Supplied material >>
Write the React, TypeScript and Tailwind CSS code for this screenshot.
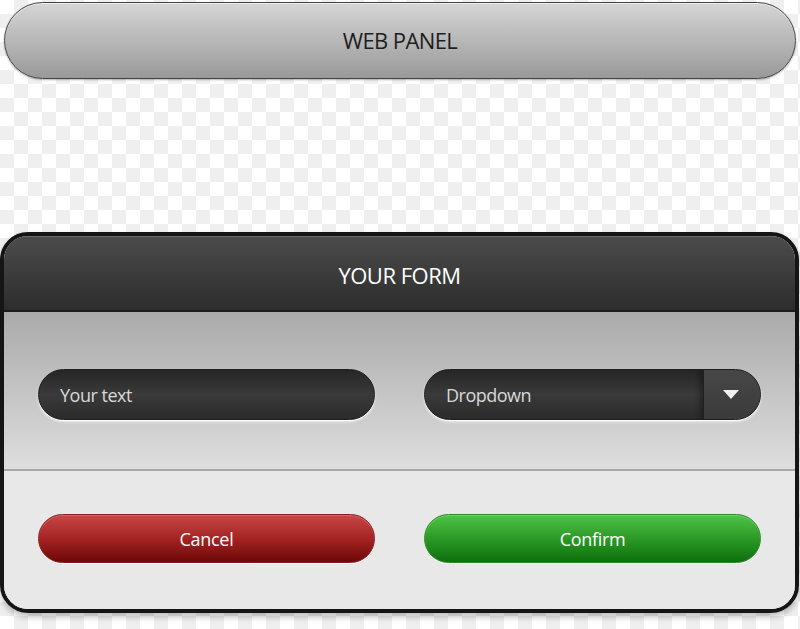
export default function App() {
  return (
    <div
      className="w-[800px] h-[629px] overflow-hidden bg-[repeating-conic-gradient(#efefef_0%_25%,#ffffff_0%_50%)] bg-size-[28px_28px] pt-[2px] font-['Open_Sans','Noto_Sans',sans-serif]"
    >
      {/* top pill */}
      <div className="mx-[4px] h-[77px] rounded-full border-[1.5px] border-[#444] bg-gradient-to-b from-[#d6d6d6] to-[#999999] shadow-[inset_0_1px_0_#eeeeee,0_1px_2px_rgba(0,0,0,0.3)] flex items-center justify-center">
        <span className="text-[22px] text-[#1e1e1e] tracking-[-0.6px]">WEB PANEL</span>
      </div>

      {/* form panel */}
      <div className="mt-[153px] ml-0 w-[799px] h-[381px] rounded-[28px] border-[4px] border-[#151515] overflow-hidden flex flex-col shadow-[0_4px_6px_rgba(0,0,0,0.25)]">
        <div className="h-[76px] shrink-0 bg-gradient-to-b from-[#4c4c4c] to-[#2d2d2d] border-b-[2px] border-[#1c1c1c] shadow-[inset_0_1px_0_#6a6a6a] flex items-center justify-center pt-[4px]">
          <span className="text-[22px] text-white tracking-[-0.5px]">YOUR FORM</span>
        </div>

        <div className="flex-1 flex flex-col bg-[#e8e8e8]">
          <div className="h-[157px] shrink-0 bg-gradient-to-b from-[#aaaaaa] to-[#dedede] px-[34px] pt-[57px]">
            <div className="grid grid-cols-2 gap-[49px]">
              <div className="h-[51px] rounded-full border border-[#1e1e1e] bg-gradient-to-b from-[#262626] via-[#3a3a3a] to-[#2b2b2b] shadow-[0_1px_0_#ffffff,0_2px_3px_rgba(255,255,255,0.6)] flex items-center pl-[21px] pt-[2px]">
                <span className="text-[18px] text-[#d8d8d8] tracking-[-0.5px]">Your text</span>
              </div>
              <div className="h-[51px] rounded-full border border-[#1e1e1e] bg-gradient-to-b from-[#262626] via-[#3a3a3a] to-[#2b2b2b] shadow-[0_1px_0_#ffffff,0_2px_3px_rgba(255,255,255,0.6)] flex items-stretch overflow-hidden">
                <div className="flex-1 flex items-center pl-[21px] pt-[2px]">
                  <span className="text-[18px] text-[#d8d8d8] tracking-[-0.5px]">Dropdown</span>
                </div>
                <div className="w-[57px] border-l border-[#202020] bg-gradient-to-b from-[#474747] to-[#3b3b3b] shadow-[-3px_0_6px_rgba(0,0,0,0.35)] flex items-center justify-center pr-[3px] pt-[1px]">
                  <svg width="16" height="10" viewBox="0 0 16 10">
                    <path d="M0 0 H16 L8 9 Z" fill="#f2f2f2" />
                  </svg>
                </div>
              </div>
            </div>
          </div>
          <div className="h-[2px] bg-[#a8a8a8] shrink-0" />
          <div className="px-[34px] pt-[43px]">
            <div className="grid grid-cols-2 gap-[49px]">
              <div className="h-[49px] rounded-full border border-[#8a1c1c] bg-gradient-to-b from-[#c84646] via-[#a52323] to-[#6e0707] shadow-[inset_0_1px_0_#d86565,0_1px_0_#ffffff] flex items-center justify-center pt-[2px]">
                <span className="text-[18px] text-white tracking-[-0.3px]">Cancel</span>
              </div>
              <div className="h-[49px] rounded-full border border-[#2b8a26] bg-gradient-to-b from-[#4fc246] via-[#2b9a26] to-[#0c700c] shadow-[inset_0_1px_0_#6ad45f,0_1px_0_#ffffff] flex items-center justify-center pt-[2px]">
                <span className="text-[18px] text-white tracking-[-0.3px]">Confirm</span>
              </div>
            </div>
          </div>
        </div>
      </div>
    </div>
  )
}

What the exercise asks >> Reproduce the material above verbatim; omit every picture.

Result of this exercise >>
Write the React, TypeScript and Tailwind CSS code for this screenshot.
export default function App() {
  return (
    <div
      className="w-[800px] h-[629px] overflow-hidden bg-[repeating-conic-gradient(#efefef_0%_25%,#ffffff_0%_50%)] bg-size-[28px_28px] pt-[2px] font-['Open_Sans','Noto_Sans',sans-serif]"
    >
      {/* top pill */}
      <div className="mx-[4px] h-[77px] rounded-full border-[1.5px] border-[#444] bg-gradient-to-b from-[#d6d6d6] to-[#999999] shadow-[inset_0_1px_0_#eeeeee,0_1px_2px_rgba(0,0,0,0.3)] flex items-center justify-center">
        <span className="text-[22px] text-[#1e1e1e] tracking-[-0.6px]">WEB PANEL</span>
      </div>

      {/* form panel */}
      <div className="mt-[153px] ml-0 w-[799px] h-[381px] rounded-[28px] border-[4px] border-[#151515] overflow-hidden flex flex-col shadow-[0_4px_6px_rgba(0,0,0,0.25)]">
        <div className="h-[76px] shrink-0 bg-gradient-to-b from-[#4c4c4c] to-[#2d2d2d] border-b-[2px] border-[#1c1c1c] shadow-[inset_0_1px_0_#6a6a6a] flex items-center justify-center pt-[4px]">
          <span className="text-[22px] text-white tracking-[-0.5px]">YOUR FORM</span>
        </div>

        <div className="flex-1 flex flex-col bg-[#e8e8e8]">
          <div className="h-[157px] shrink-0 bg-gradient-to-b from-[#aaaaaa] to-[#dedede] px-[34px] pt-[57px]">
            <div className="grid grid-cols-2 gap-[49px]">
              <div className="h-[51px] rounded-full border border-[#1e1e1e] bg-gradient-to-b from-[#262626] via-[#3a3a3a] to-[#2b2b2b] shadow-[0_1px_0_#ffffff,0_2px_3px_rgba(255,255,255,0.6)] flex items-center pl-[21px] pt-[2px]">
                <span className="text-[18px] text-[#d8d8d8] tracking-[-0.5px]">Your text</span>
              </div>
              <div className="h-[51px] rounded-full border border-[#1e1e1e] bg-gradient-to-b from-[#262626] via-[#3a3a3a] to-[#2b2b2b] shadow-[0_1px_0_#ffffff,0_2px_3px_rgba(255,255,255,0.6)] flex items-stretch overflow-hidden">
                <div className="flex-1 flex items-center pl-[21px] pt-[2px]">
                  <span className="text-[18px] text-[#d8d8d8] tracking-[-0.5px]">Dropdown</span>
                </div>
                <div className="w-[57px] border-l border-[#202020] bg-gradient-to-b from-[#474747] to-[#3b3b3b] shadow-[-3px_0_6px_rgba(0,0,0,0.35)] flex items-center justify-center pr-[3px] pt-[1px]">
                  <svg width="16" height="10" viewBox="0 0 16 10">
                    <path d="M0 0 H16 L8 9 Z" fill="#f2f2f2" />
                  </svg>
                </div>
              </div>
            </div>
          </div>
          <div className="h-[2px] bg-[#a8a8a8] shrink-0" />
          <div className="px-[34px] pt-[43px]">
            <div className="grid grid-cols-2 gap-[49px]">
              <div className="h-[49px] rounded-full border border-[#8a1c1c] bg-gradient-to-b from-[#c84646] via-[#a52323] to-[#6e0707] shadow-[inset_0_1px_0_#d86565,0_1px_0_#ffffff] flex items-center justify-center pt-[2px]">
                <span className="text-[18px] text-white tracking-[-0.3px]">Cancel</span>
              </div>
              <div className="h-[49px] rounded-full border border-[#2b8a26] bg-gradient-to-b from-[#4fc246] via-[#2b9a26] to-[#0c700c] shadow-[inset_0_1px_0_#6ad45f,0_1px_0_#ffffff] flex items-center justify-center pt-[2px]">
                <span className="text-[18px] text-white tracking-[-0.3px]">Confirm</span>
              </div>
            </div>
          </div>
        </div>
      </div>
    </div>
  )
}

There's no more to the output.